**Data provided**
--- START ---

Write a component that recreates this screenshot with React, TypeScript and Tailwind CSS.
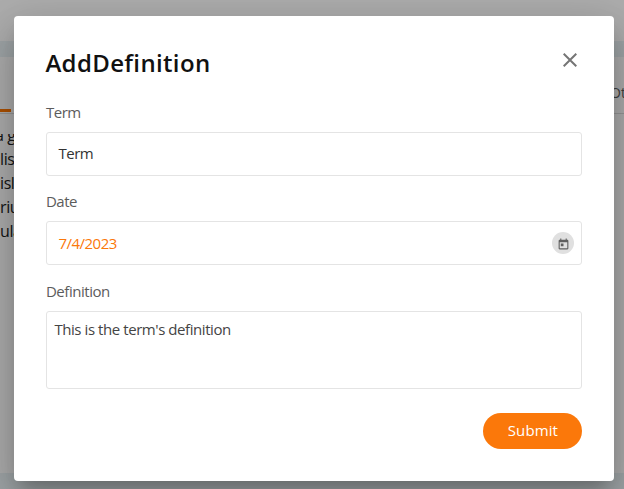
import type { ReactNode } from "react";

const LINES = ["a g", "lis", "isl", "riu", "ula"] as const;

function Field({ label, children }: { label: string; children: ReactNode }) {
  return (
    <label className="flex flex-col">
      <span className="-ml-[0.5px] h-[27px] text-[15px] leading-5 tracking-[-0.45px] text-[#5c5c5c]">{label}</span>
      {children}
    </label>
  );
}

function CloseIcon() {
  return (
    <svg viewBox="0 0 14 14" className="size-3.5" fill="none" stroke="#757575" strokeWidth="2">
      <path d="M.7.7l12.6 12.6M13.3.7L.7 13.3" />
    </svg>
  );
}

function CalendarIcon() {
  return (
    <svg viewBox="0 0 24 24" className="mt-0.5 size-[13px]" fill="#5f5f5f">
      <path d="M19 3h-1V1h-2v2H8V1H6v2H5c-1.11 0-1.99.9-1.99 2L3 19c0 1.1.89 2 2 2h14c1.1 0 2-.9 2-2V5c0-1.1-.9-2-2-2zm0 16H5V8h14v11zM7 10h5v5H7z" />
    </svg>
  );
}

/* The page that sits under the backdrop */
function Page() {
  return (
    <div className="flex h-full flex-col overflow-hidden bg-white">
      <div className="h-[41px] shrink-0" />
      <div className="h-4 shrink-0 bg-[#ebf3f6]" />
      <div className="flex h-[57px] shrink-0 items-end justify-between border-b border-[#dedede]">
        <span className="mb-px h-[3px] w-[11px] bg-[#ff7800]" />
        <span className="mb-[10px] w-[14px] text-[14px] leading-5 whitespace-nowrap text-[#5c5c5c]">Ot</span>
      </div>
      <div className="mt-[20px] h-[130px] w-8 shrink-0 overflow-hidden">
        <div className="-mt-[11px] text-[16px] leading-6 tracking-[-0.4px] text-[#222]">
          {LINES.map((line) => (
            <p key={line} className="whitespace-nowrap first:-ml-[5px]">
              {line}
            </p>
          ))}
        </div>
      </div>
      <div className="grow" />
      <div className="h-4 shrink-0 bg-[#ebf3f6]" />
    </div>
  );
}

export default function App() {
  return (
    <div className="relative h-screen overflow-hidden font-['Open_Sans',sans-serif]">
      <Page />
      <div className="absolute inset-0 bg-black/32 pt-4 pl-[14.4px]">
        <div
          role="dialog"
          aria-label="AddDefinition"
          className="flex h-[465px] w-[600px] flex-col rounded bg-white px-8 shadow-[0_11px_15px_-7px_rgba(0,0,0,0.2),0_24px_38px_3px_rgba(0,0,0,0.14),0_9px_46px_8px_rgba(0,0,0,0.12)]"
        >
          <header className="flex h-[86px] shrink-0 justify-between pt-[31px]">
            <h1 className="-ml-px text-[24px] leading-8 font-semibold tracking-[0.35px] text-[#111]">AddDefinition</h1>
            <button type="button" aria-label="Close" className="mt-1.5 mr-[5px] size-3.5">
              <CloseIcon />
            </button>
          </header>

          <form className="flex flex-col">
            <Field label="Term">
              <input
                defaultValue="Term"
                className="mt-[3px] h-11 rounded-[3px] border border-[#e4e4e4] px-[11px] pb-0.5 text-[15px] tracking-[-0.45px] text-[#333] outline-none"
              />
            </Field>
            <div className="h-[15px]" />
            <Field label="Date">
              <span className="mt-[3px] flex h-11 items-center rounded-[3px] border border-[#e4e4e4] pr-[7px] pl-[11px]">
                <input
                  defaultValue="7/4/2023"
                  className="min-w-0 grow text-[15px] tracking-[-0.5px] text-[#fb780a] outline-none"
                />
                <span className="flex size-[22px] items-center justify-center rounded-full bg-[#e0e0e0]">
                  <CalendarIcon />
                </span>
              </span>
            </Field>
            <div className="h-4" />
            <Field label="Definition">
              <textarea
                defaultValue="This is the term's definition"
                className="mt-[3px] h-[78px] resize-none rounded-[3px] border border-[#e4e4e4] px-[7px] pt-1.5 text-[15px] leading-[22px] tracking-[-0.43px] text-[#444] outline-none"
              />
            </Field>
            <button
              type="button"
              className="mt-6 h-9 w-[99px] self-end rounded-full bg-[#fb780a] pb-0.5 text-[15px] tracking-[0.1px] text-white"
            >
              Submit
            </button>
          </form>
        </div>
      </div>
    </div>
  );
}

--- END ---
--- START ---

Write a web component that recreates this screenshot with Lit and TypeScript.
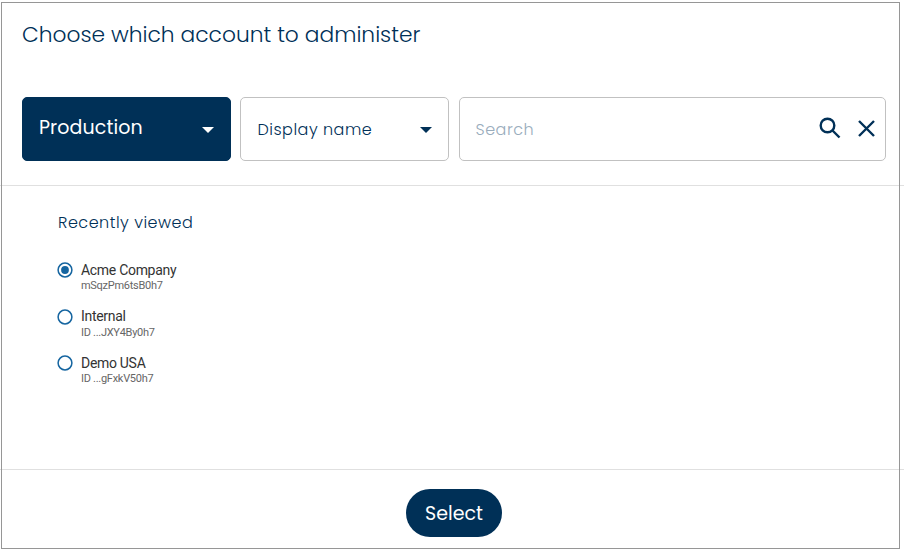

--- END ---

**The task**
Pick out each line in the material containing "recreates".

**Reply to the task**
Write a component that recreates this screenshot with React, TypeScript and Tailwind CSS.
Write a web component that recreates this screenshot with Lit and TypeScript.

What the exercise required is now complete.